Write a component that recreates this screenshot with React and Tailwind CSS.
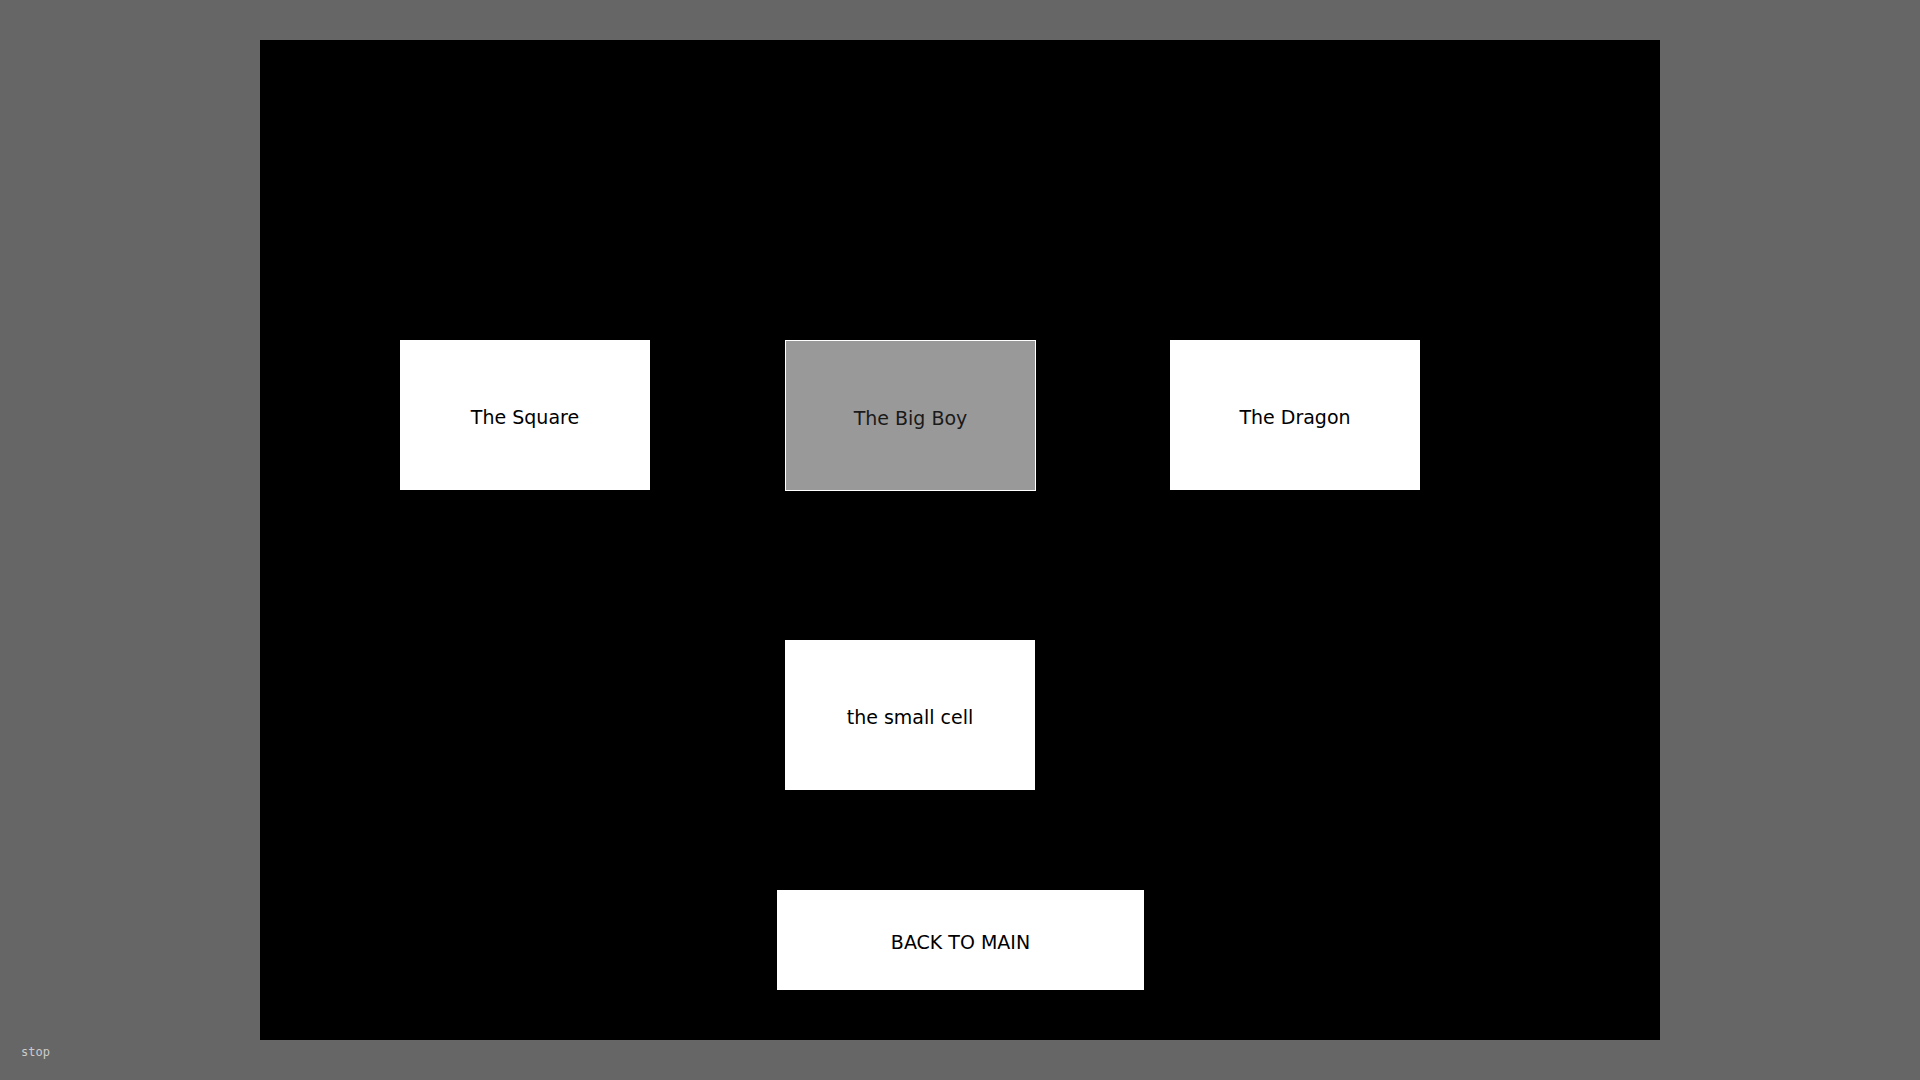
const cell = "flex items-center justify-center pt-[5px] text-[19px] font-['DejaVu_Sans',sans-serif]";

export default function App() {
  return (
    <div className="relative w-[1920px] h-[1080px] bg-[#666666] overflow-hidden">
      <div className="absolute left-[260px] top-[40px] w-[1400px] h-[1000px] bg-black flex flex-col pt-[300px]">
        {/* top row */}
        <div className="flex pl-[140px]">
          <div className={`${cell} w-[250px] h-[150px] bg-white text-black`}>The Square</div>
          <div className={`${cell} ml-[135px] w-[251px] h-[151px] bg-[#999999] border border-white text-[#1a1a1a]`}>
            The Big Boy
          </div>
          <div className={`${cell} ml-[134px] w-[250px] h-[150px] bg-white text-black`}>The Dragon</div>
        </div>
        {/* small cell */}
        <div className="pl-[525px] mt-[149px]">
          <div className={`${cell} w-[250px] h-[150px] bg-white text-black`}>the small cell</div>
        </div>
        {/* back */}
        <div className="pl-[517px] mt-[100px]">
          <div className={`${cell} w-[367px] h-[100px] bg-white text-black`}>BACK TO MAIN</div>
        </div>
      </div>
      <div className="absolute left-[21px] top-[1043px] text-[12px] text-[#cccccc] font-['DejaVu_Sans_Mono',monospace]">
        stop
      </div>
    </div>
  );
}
----------
§ EXERCISE PROMPT
Please set down each line of the data above exactly as written, without the pictures.

§ FULL RESPONSE
Write a component that recreates this screenshot with React and Tailwind CSS.
const cell = "flex items-center justify-center pt-[5px] text-[19px] font-['DejaVu_Sans',sans-serif]";

export default function App() {
  return (
    <div className="relative w-[1920px] h-[1080px] bg-[#666666] overflow-hidden">
      <div className="absolute left-[260px] top-[40px] w-[1400px] h-[1000px] bg-black flex flex-col pt-[300px]">
        {/* top row */}
        <div className="flex pl-[140px]">
          <div className={`${cell} w-[250px] h-[150px] bg-white text-black`}>The Square</div>
          <div className={`${cell} ml-[135px] w-[251px] h-[151px] bg-[#999999] border border-white text-[#1a1a1a]`}>
            The Big Boy
          </div>
          <div className={`${cell} ml-[134px] w-[250px] h-[150px] bg-white text-black`}>The Dragon</div>
        </div>
        {/* small cell */}
        <div className="pl-[525px] mt-[149px]">
          <div className={`${cell} w-[250px] h-[150px] bg-white text-black`}>the small cell</div>
        </div>
        {/* back */}
        <div className="pl-[517px] mt-[100px]">
          <div className={`${cell} w-[367px] h-[100px] bg-white text-black`}>BACK TO MAIN</div>
        </div>
      </div>
      <div className="absolute left-[21px] top-[1043px] text-[12px] text-[#cccccc] font-['DejaVu_Sans_Mono',monospace]">
        stop
      </div>
    </div>
  );
}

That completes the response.